Die Grundbedürfnisse nach körperlicher Zuwendung von Kindern zu erfüllen, ist also notwendig, damit Kinder sich gut entwickeln können. Doch in einem hohen Mass auf die Bedürfnisse der Kinder einzugehen, kann für Eltern sehr anstrengend werden.
Vor allem in Kleinfamilien, in denen oft nur ein Elternteil tagsüber für die Kleinen zuständig ist, brigt das Umsorgen der Kinder die Mutter oder den Vater leicht an die Grenzen der Belastbarkeit. «Eine Mutter kann nicht alles leisten», sagt Cyril Lüdin.
Das richtige Mass finden
In vielen Foren und Chatrooms verstehen Eltern Attachment Parenting als Aufforderung, möglichst rund um die Uhr geduldig für die Kinder da zu sein. Sie empfinden diese Aufforderung nicht als Ballast, sondern als Erleichterung. «Sears & Sears haben mit ihrer Definition des High-Need-Baby unglaublich Druck von mir genommen, als unsere grosse Tochter nicht schlafen und nicht essen wollte/konnte und die Welt fand, man müsse hart zu ihr sein», schreibt eine Mutter in einem Blog. «War ich nicht, stattdessen habe ich meine letzte feste Teilzeitstelle aufgegeben und halt freiberuflich vor allem nachts von zu Hause aus gearbeitet», so die Mutter weiter.

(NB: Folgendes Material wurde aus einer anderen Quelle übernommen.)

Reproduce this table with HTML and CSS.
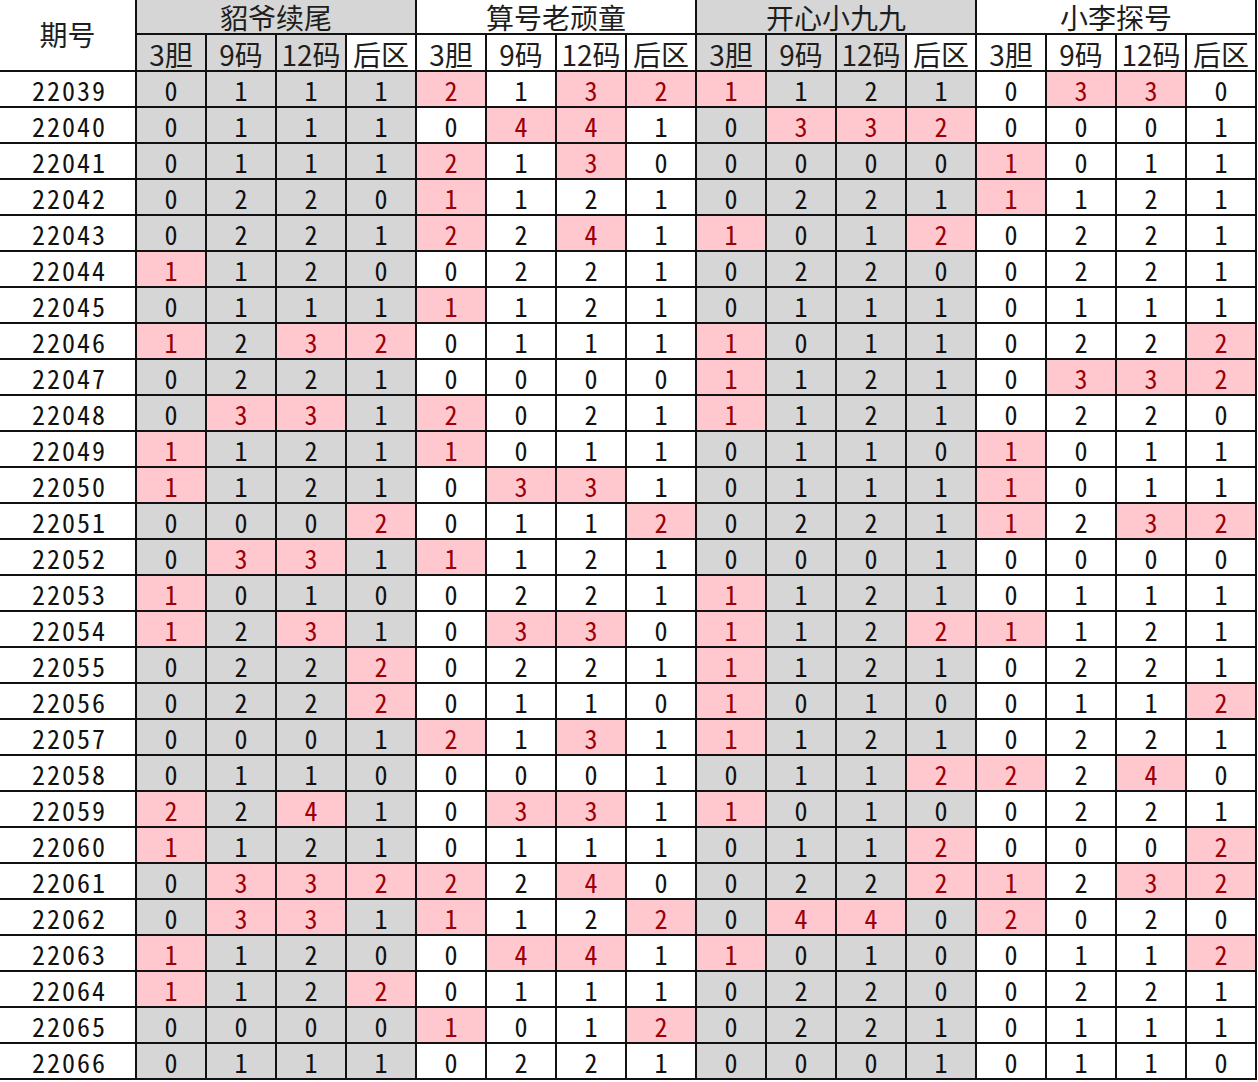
FILE: index.html
```html
<!DOCTYPE html>
<html lang="zh">
<head>
<meta charset="utf-8">
<title>期号统计</title>
<link rel="stylesheet" href="styles.css">
</head>
<body>
<table class="stats">
<colgroup>
<col class="c-id">
<col class="c"><col class="c"><col class="c"><col class="c">
<col class="c"><col class="c"><col class="c"><col class="c">
<col class="c"><col class="c"><col class="c"><col class="c">
<col class="c"><col class="c"><col class="c"><col class="c">
</colgroup>
<thead>
<tr class="h1">
<th rowspan="2" class="qh">期号</th>
<th colspan="4" class="g">貂爷续尾</th>
<th colspan="4">算号老顽童</th>
<th colspan="4" class="g">开心小九九</th>
<th colspan="4">小李探号</th>
</tr>
<tr class="h2">
<th class="g">3胆</th><th class="g">9码</th><th class="g">12码</th><th>后区</th>
<th>3胆</th><th>9码</th><th>12码</th><th>后区</th>
<th class="g">3胆</th><th class="g">9码</th><th class="g">12码</th><th>后区</th>
<th>3胆</th><th>9码</th><th>12码</th><th>后区</th>
</tr>
</thead>
<tbody>
<tr><td class="id">22039</td><td class="g">0</td><td class="g">1</td><td class="g">1</td><td class="g">1</td><td class="p">2</td><td>1</td><td class="p">3</td><td class="p">2</td><td class="p">1</td><td class="g">1</td><td class="g">2</td><td class="g">1</td><td>0</td><td class="p">3</td><td class="p">3</td><td>0</td></tr>
<tr><td class="id">22040</td><td class="g">0</td><td class="g">1</td><td class="g">1</td><td class="g">1</td><td>0</td><td class="p">4</td><td class="p">4</td><td>1</td><td class="g">0</td><td class="p">3</td><td class="p">3</td><td class="p">2</td><td>0</td><td>0</td><td>0</td><td>1</td></tr>
<tr><td class="id">22041</td><td class="g">0</td><td class="g">1</td><td class="g">1</td><td class="g">1</td><td class="p">2</td><td>1</td><td class="p">3</td><td>0</td><td class="g">0</td><td class="g">0</td><td class="g">0</td><td class="g">0</td><td class="p">1</td><td>0</td><td>1</td><td>1</td></tr>
<tr><td class="id">22042</td><td class="g">0</td><td class="g">2</td><td class="g">2</td><td class="g">0</td><td class="p">1</td><td>1</td><td>2</td><td>1</td><td class="g">0</td><td class="g">2</td><td class="g">2</td><td class="g">1</td><td class="p">1</td><td>1</td><td>2</td><td>1</td></tr>
<tr><td class="id">22043</td><td class="g">0</td><td class="g">2</td><td class="g">2</td><td class="g">1</td><td class="p">2</td><td>2</td><td class="p">4</td><td>1</td><td class="p">1</td><td class="g">0</td><td class="g">1</td><td class="p">2</td><td>0</td><td>2</td><td>2</td><td>1</td></tr>
<tr><td class="id">22044</td><td class="p">1</td><td class="g">1</td><td class="g">2</td><td class="g">0</td><td>0</td><td>2</td><td>2</td><td>1</td><td class="g">0</td><td class="g">2</td><td class="g">2</td><td class="g">0</td><td>0</td><td>2</td><td>2</td><td>1</td></tr>
<tr><td class="id">22045</td><td class="g">0</td><td class="g">1</td><td class="g">1</td><td class="g">1</td><td class="p">1</td><td>1</td><td>2</td><td>1</td><td class="g">0</td><td class="g">1</td><td class="g">1</td><td class="g">1</td><td>0</td><td>1</td><td>1</td><td>1</td></tr>
<tr><td class="id">22046</td><td class="p">1</td><td class="g">2</td><td class="p">3</td><td class="p">2</td><td>0</td><td>1</td><td>1</td><td>1</td><td class="p">1</td><td class="g">0</td><td class="g">1</td><td class="g">1</td><td>0</td><td>2</td><td>2</td><td class="p">2</td></tr>
<tr><td class="id">22047</td><td class="g">0</td><td class="g">2</td><td class="g">2</td><td class="g">1</td><td>0</td><td>0</td><td>0</td><td>0</td><td class="p">1</td><td class="g">1</td><td class="g">2</td><td class="g">1</td><td>0</td><td class="p">3</td><td class="p">3</td><td class="p">2</td></tr>
<tr><td class="id">22048</td><td class="g">0</td><td class="p">3</td><td class="p">3</td><td class="g">1</td><td class="p">2</td><td>0</td><td>2</td><td>1</td><td class="p">1</td><td class="g">1</td><td class="g">2</td><td class="g">1</td><td>0</td><td>2</td><td>2</td><td>0</td></tr>
<tr><td class="id">22049</td><td class="p">1</td><td class="g">1</td><td class="g">2</td><td class="g">1</td><td class="p">1</td><td>0</td><td>1</td><td>1</td><td class="g">0</td><td class="g">1</td><td class="g">1</td><td class="g">0</td><td class="p">1</td><td>0</td><td>1</td><td>1</td></tr>
<tr><td class="id">22050</td><td class="p">1</td><td class="g">1</td><td class="g">2</td><td class="g">1</td><td>0</td><td class="p">3</td><td class="p">3</td><td>1</td><td class="g">0</td><td class="g">1</td><td class="g">1</td><td class="g">1</td><td class="p">1</td><td>0</td><td>1</td><td>1</td></tr>
<tr><td class="id">22051</td><td class="g">0</td><td class="g">0</td><td class="g">0</td><td class="p">2</td><td>0</td><td>1</td><td>1</td><td class="p">2</td><td class="g">0</td><td class="g">2</td><td class="g">2</td><td class="g">1</td><td class="p">1</td><td>2</td><td class="p">3</td><td class="p">2</td></tr>
<tr><td class="id">22052</td><td class="g">0</td><td class="p">3</td><td class="p">3</td><td class="g">1</td><td class="p">1</td><td>1</td><td>2</td><td>1</td><td class="g">0</td><td class="g">0</td><td class="g">0</td><td class="g">1</td><td>0</td><td>0</td><td>0</td><td>0</td></tr>
<tr><td class="id">22053</td><td class="p">1</td><td class="g">0</td><td class="g">1</td><td class="g">0</td><td>0</td><td>2</td><td>2</td><td>1</td><td class="p">1</td><td class="g">1</td><td class="g">2</td><td class="g">1</td><td>0</td><td>1</td><td>1</td><td>1</td></tr>
<tr><td class="id">22054</td><td class="p">1</td><td class="g">2</td><td class="p">3</td><td class="g">1</td><td>0</td><td class="p">3</td><td class="p">3</td><td>0</td><td class="p">1</td><td class="g">1</td><td class="g">2</td><td class="p">2</td><td class="p">1</td><td>1</td><td>2</td><td>1</td></tr>
<tr><td class="id">22055</td><td class="g">0</td><td class="g">2</td><td class="g">2</td><td class="p">2</td><td>0</td><td>2</td><td>2</td><td>1</td><td class="p">1</td><td class="g">1</td><td class="g">2</td><td class="g">1</td><td>0</td><td>2</td><td>2</td><td>1</td></tr>
<tr><td class="id">22056</td><td class="g">0</td><td class="g">2</td><td class="g">2</td><td class="p">2</td><td>0</td><td>1</td><td>1</td><td>0</td><td class="p">1</td><td class="g">0</td><td class="g">1</td><td class="g">0</td><td>0</td><td>1</td><td>1</td><td class="p">2</td></tr>
<tr><td class="id">22057</td><td class="g">0</td><td class="g">0</td><td class="g">0</td><td class="g">1</td><td class="p">2</td><td>1</td><td class="p">3</td><td>1</td><td class="p">1</td><td class="g">1</td><td class="g">2</td><td class="g">1</td><td>0</td><td>2</td><td>2</td><td>1</td></tr>
<tr><td class="id">22058</td><td class="g">0</td><td class="g">1</td><td class="g">1</td><td class="g">0</td><td>0</td><td>0</td><td>0</td><td>1</td><td class="g">0</td><td class="g">1</td><td class="g">1</td><td class="p">2</td><td class="p">2</td><td>2</td><td class="p">4</td><td>0</td></tr>
<tr><td class="id">22059</td><td class="p">2</td><td class="g">2</td><td class="p">4</td><td class="g">1</td><td>0</td><td class="p">3</td><td class="p">3</td><td>1</td><td class="p">1</td><td class="g">0</td><td class="g">1</td><td class="g">0</td><td>0</td><td>2</td><td>2</td><td>1</td></tr>
<tr><td class="id">22060</td><td class="p">1</td><td class="g">1</td><td class="g">2</td><td class="g">1</td><td>0</td><td>1</td><td>1</td><td>1</td><td class="g">0</td><td class="g">1</td><td class="g">1</td><td class="p">2</td><td>0</td><td>0</td><td>0</td><td class="p">2</td></tr>
<tr><td class="id">22061</td><td class="g">0</td><td class="p">3</td><td class="p">3</td><td class="p">2</td><td class="p">2</td><td>2</td><td class="p">4</td><td>0</td><td class="g">0</td><td class="g">2</td><td class="g">2</td><td class="p">2</td><td class="p">1</td><td>2</td><td class="p">3</td><td class="p">2</td></tr>
<tr><td class="id">22062</td><td class="g">0</td><td class="p">3</td><td class="p">3</td><td class="g">1</td><td class="p">1</td><td>1</td><td>2</td><td class="p">2</td><td class="g">0</td><td class="p">4</td><td class="p">4</td><td class="g">0</td><td class="p">2</td><td>0</td><td>2</td><td>0</td></tr>
<tr><td class="id">22063</td><td class="p">1</td><td class="g">1</td><td class="g">2</td><td class="g">0</td><td>0</td><td class="p">4</td><td class="p">4</td><td>1</td><td class="p">1</td><td class="g">0</td><td class="g">1</td><td class="g">0</td><td>0</td><td>1</td><td>1</td><td class="p">2</td></tr>
<tr><td class="id">22064</td><td class="p">1</td><td class="g">1</td><td class="g">2</td><td class="p">2</td><td>0</td><td>1</td><td>1</td><td>1</td><td class="g">0</td><td class="g">2</td><td class="g">2</td><td class="g">0</td><td>0</td><td>2</td><td>2</td><td>1</td></tr>
<tr><td class="id">22065</td><td class="g">0</td><td class="g">0</td><td class="g">0</td><td class="g">0</td><td class="p">1</td><td>0</td><td>1</td><td class="p">2</td><td class="g">0</td><td class="g">2</td><td class="g">2</td><td class="g">1</td><td>0</td><td>1</td><td>1</td><td>1</td></tr>
<tr><td class="id">22066</td><td class="g">0</td><td class="g">1</td><td class="g">1</td><td class="g">1</td><td>0</td><td>2</td><td>2</td><td>1</td><td class="g">0</td><td class="g">0</td><td class="g">0</td><td class="g">1</td><td>0</td><td>1</td><td>1</td><td>0</td></tr>
</tbody>
</table>
</body>
</html>
```

FILE: styles.css
```css
html, body {
  margin: 0;
  padding: 0;
  background: #ffffff;
}

.stats {
  border-collapse: separate;
  border-spacing: 0;
  table-layout: fixed;
  width: 1257px;
}

.c-id { width: 137px; }
.c { width: 70px; }

.stats th,
.stats td {
  border-right: 2px solid #111111;
  border-bottom: 2px solid #111111;
  padding: 0;
  text-align: center;
  vertical-align: middle;
  white-space: nowrap;
  background: #ffffff;
}

.stats th {
  font-family: "Noto Sans CJK SC", "Noto Sans", sans-serif;
  font-weight: 400;
  font-size: 28px;
  line-height: 1.05;
  color: #1e1e1e;
}

.h1 th { padding-top: 3px; }
.h1 .qh { padding-top: 0; }
.h2 th { padding-top: 4px; }

.stats td {
  font-family: "Noto Sans Mono CJK SC", "Liberation Mono", monospace;
  font-weight: 300;
  font-size: 26px;
  line-height: 1.1;
  color: #111111;
  padding-top: 3px;
}

.stats td.id {
  letter-spacing: 2px;
  text-indent: 4px;
}

.h1 { height: 35px; }
.h2 { height: 37px; }
.stats tbody tr { height: 36px; }

.stats .g { background: #d6d6d6; }
.stats .p { background: #ffc7ce; color: #9c0006; }
```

Doch nicht jede Mutter, nicht jeder Vater kann sich so viel Engagement leisten. Wenn es Eltern gelingt, grundsätzlich für eine sichere Bindung zu sorgen und sich das Kind allgemein geborgen fühlt, dann dürfen Eltern auch mal ungeduldig und genervt sein. Wichtig ist für Kinder die Gewissheit: Im Prinzip kann ich mich auf meine Eltern verlassen!
Attachment Parenting – wie lange?
Umstritten ist vor allem die Dauer der Fürsorge. Gehören Vierjährige noch ins Elternbett? Oder an Mamas Brust? Wer Kleinkinder noch stillt oder bei sich schlafen lässt, sieht sich oft herber Kritik ausgesetzt. «Doch wie lange ein Kind gestillt wird, ist allein Sache von Mutter und Kind», sagt Lüdin.
Und so ist es auch mit dem Elternbett: Solange sich die Familie mit ihrem gemeinsamen Lager wohl fühlt, sei nichts dagegen einzuwenden, so Lüdin. «Wenn Eltern ihr Kind mit ins Bett nehmen wollen, dürfen sie das. Wichtig ist aber auch zu wissen, dass sie es nicht müssen, wenn sie es nicht wollen.» Soll das Kind im eigenen Zimmer schlafen, müssen Eltern eben viel dafür tun, dass es sich dort sicher und geborgen fühlt.
Werden Kinder älter, gilt es zu prüfen, ob es die Eltern sind, die Nähe suchen oder ob das Kind den Körperkontakt sucht. Denn Eltern sollten ihren Nachwuchs nicht gegen seinen Willen an sich binden. Cyril Lüdin sagt dazu: «Wenn ein Kind beginnt zu robben, dann müssen Eltern loslassen.»
Buchtipp
Das Attachment Parenting Buch «Babys pflegen und verstehen» von William und Martha Sears, Tologo 2012.